PaddleOCR
PaddleOCR copied to clipboard
Bounding box in the same line break down into smaller ones after finetuning
Hi everyone, I have used a custom dataset (forms and documents) to finetune on chinese+english detection, using the following:
config: ch_PP-OCRv3_det_student.yml pretrain_model: ./pretrain_models/ch_PP-OCRv3_det_distill_train/student
Using pretrained model, the detected text in the same line of the document are in the same bounding box, while missing quite many text; After finetuning, recall increases but text in the same line are separated into a lot of smaller bounding boxes.
Does anyone experience the same issue?
Using pretrained model, the detected text in the same line of the document are in the same bounding box, because the training data are labeled in text-line level. After finetuning, recall increases but text in the same line are separated into a lot of smaller bounding boxes, maybe your training data are labeled in word-level? The annotation format is suggested to be unified to fully take advantage of the pretrained model.

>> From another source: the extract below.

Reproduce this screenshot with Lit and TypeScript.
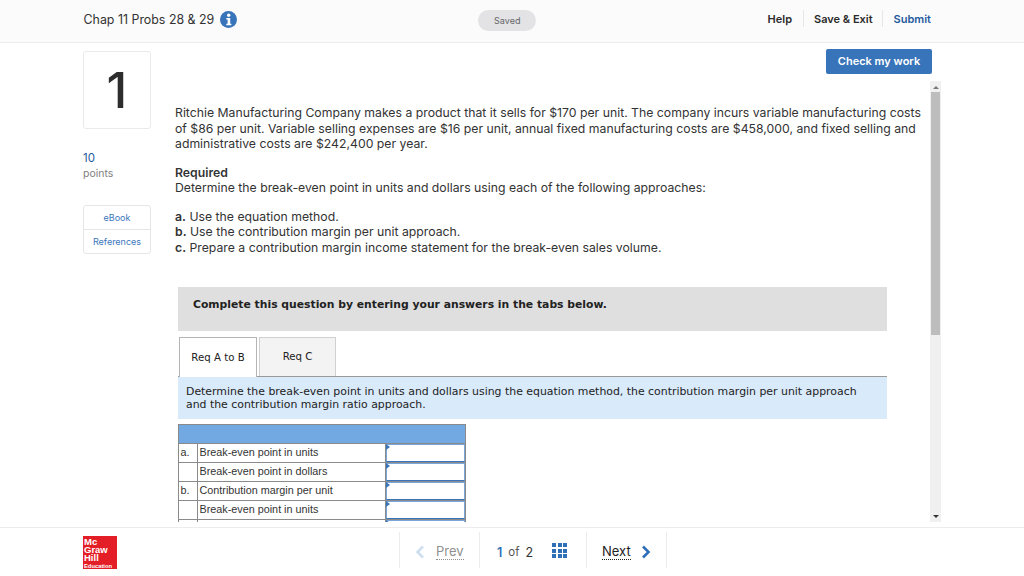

Some tips: before finetuning the model, you can try to adjust the post-processing parameters, which can often boost the performance in form and documents scenes.
Yes, I am using a unified annotaion format (labelling all text in the same text line as one bbox). Thank you for the suggestion on modifying post-processing params.
I am reading through the tips in documentation (https://github.com/PaddlePaddle/PaddleOCR/blob/release/2.6/doc/doc_ch/finetune.md)
- PP-OCR提供的预训练模型有较好的泛化能力
- 加入少量真实数据(检测任务>=500张, 识别任务>=5000张),会大幅提升垂类场景的检测与识别效果
- 在模型微调时,加入真实通用场景数据,可以进一步提升模型精度与泛化性能
- 在图像检测任务中,增大图像的预测尺度,能够进一步提升较小文字区域的检测效果
- 在模型微调时,需要适当调整超参数(学习率,batch size最为重要),以获得更优的微调效果。
For point 2, is 真实数据 referring to scene text data such as those from ICDAR 2015 challenge?
- 在模型微调时,加入真实通用场景数据,可以进一步提升模型精度与泛化性能
真实数据 means data collected from real scene, other than synthesized.